Good scientific theories don't have this character. They are hard to vary. They are composed of parts that fit together, each having a defined purpose, such that they give you precise predictions. And when a prediction fails, the theory falls apart. They can't be varied easily to fit the facts. They're brittle, and that makes them good.

Consider how easy it was to test Einstein's general theory of relativity. He theorised that space-time is an actual, continuous entity which warps in areas where there are objects of high mass, and that it's this warping of space-time that we interpret as the effect of gravity, as objects of all kinds, even photons, follow the shortest path in this warped continuum. It follows that the light coming from stars behind the sun would curve due to the sun's intense gravity. During the day on Earth, this is hard to notice since the sun would outshine anything coming from behind it. But during a solar eclipse, the effect should be clearly visible. One could compare the positions of the same stars at night with those photographed during the eclipse, and if they deviated, the theory would survive a strong attempted falsification.

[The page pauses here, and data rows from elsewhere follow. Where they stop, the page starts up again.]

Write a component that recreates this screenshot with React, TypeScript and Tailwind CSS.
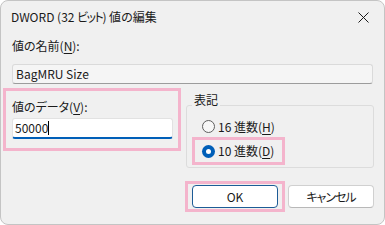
import React from "react";

const font = "font-['Noto_Sans_CJK_JP','Noto_Sans',sans-serif] [font-feature-settings:'palt']";

function U({ children }: { children: React.ReactNode }) {
  return <span className="underline underline-offset-[2px] decoration-[1px]">{children}</span>;
}

function Radio({ checked }: { checked?: boolean }) {
  return checked ? (
    <span className="w-[13px] h-[13px] rounded-full bg-[#005fb8] flex items-center justify-center shrink-0">
      <span className="w-[5px] h-[5px] rounded-full bg-white" />
    </span>
  ) : (
    <span className="w-[13px] h-[13px] rounded-full border border-[#5f5f5f] bg-[#f7f7f7] shrink-0" />
  );
}

export default function App() {
  return (
    <div className={`w-[385px] h-[225px] bg-white ${font} text-[12px] text-[#1a1a1a]`}>
      <div className="w-full h-full rounded-[8px] border border-[#c4c4c4] bg-[#f0f0f0] flex flex-col overflow-hidden">
        {/* title bar */}
        <div className="h-[31px] flex items-center justify-between pl-[10px] pr-[15px]">
          <span className="leading-[16px] pt-[1px]">
            DWORD (32 <span className="tracking-[-1.5px]">ビット</span>) 値の編集
          </span>
          <svg width="11" height="11" viewBox="0 0 11 11" className="mt-[1px]">
            <path d="M0.5 0.5 L10.5 10.5 M10.5 0.5 L0.5 10.5" stroke="#1a1a1a" strokeWidth="1" />
          </svg>
        </div>
        {/* body */}
        <div className="flex flex-col pl-[11px] pr-[10px]">
          <div className="mt-[6px] leading-[16px]">
            値の名前(<U>N</U>):
          </div>
          <div className="mt-[10px] w-[361px] h-[20px] bg-[#f5f5f5] border border-[#dadada] border-b-[#9c9c9c] rounded-[3px] flex items-center pl-[3px] leading-[16px]">
            BagMRU Size
          </div>
        </div>
        <div className="flex mt-[4px] pl-[2px]">
          {/* data pink box */}
          <div className="w-[178px] h-[63px] border-[3px] border-[#f4b4cc] pt-[8px] pl-[6px] flex flex-col">
            <div className="leading-[16px]">
              値のデータ(<U>V</U>):
            </div>
            <div className="mt-[3px] w-[161px] h-[21px] bg-white border border-[#e2e2e2] border-b-2 border-b-[#005fb8] rounded-[3px] flex items-center pl-[2px] leading-[16px]">
              <span>50000</span>
              <span className="w-[1px] h-[14px] bg-black" />
            </div>
          </div>
          {/* group box */}
          <div className="ml-[5px] mt-[17px] w-[188px] h-[63px] border border-[#dcdcdc] rounded-[3px] flex flex-col">
            <span className="-mt-[14px] ml-[5px] px-[2px] self-start bg-[#f0f0f0] leading-[16px]">表記</span>
            <div className="mt-[8px] h-[21px] flex items-center pl-[15px] gap-[3px]">
              <Radio />
              <span className="leading-[16px]">
                16 進数(<U>H</U>)
              </span>
            </div>
            <div className="ml-[5px] w-[93px] h-[28px] border-[3px] border-[#f4b4cc] flex items-center pl-[7px] gap-[3px]">
              <Radio checked />
              <span className="leading-[16px]">
                10 進数(<U>D</U>)
              </span>
            </div>
          </div>
        </div>
        {/* buttons */}
        <div className="flex justify-end items-center mt-[13px] pr-[10px]">
          <div className="border-[3px] border-[#f4b4cc] px-[4px] py-[1px]">
            <div className="w-[86px] h-[23px] bg-white border border-[#1d5c96] rounded-[4px] flex items-center justify-center leading-[16px]">
              OK
            </div>
          </div>
          <div className="ml-[3px] w-[86px] h-[23px] bg-white border border-[#d0d0d0] border-b-[#b8b8b8] rounded-[4px] flex items-center justify-center leading-[16px] tracking-[-1px]">
            キャンセル
          </div>
        </div>
      </div>
    </div>
  );
}
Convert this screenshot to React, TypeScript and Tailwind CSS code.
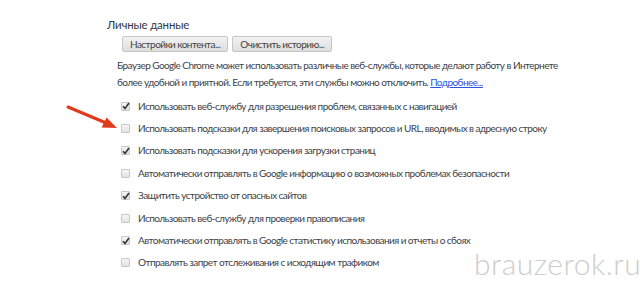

If the experiment had falsified general relativity, there wasn't an easy way to vary the theory to account for it. Indeed, this experiment falsified Newtonian mechanics, and the only way to improve upon it was the radically new way of looking at reality that Einstein worked on for more than ten years. If we were testing a theory about God, however, it would take only a modest amount of creativity and no more than five minutes to fix it.

Of course we couldn't have talked about all this in 2011. It was too early. We had to do the rounds with the stacking of evidence, burdens of proof, and the infallibility of scientific theories. Though I must say, they popularised some important epistemic habits — notably a sensitivity to the appeal to authority, and especially the authority of words in a book. And pointing out that the claims about the truth of the book come from the book itself. And other such silly things. But now that all of it is behind us, we finally have the space to make way for Deutsch and Popper, and we're all the better for it.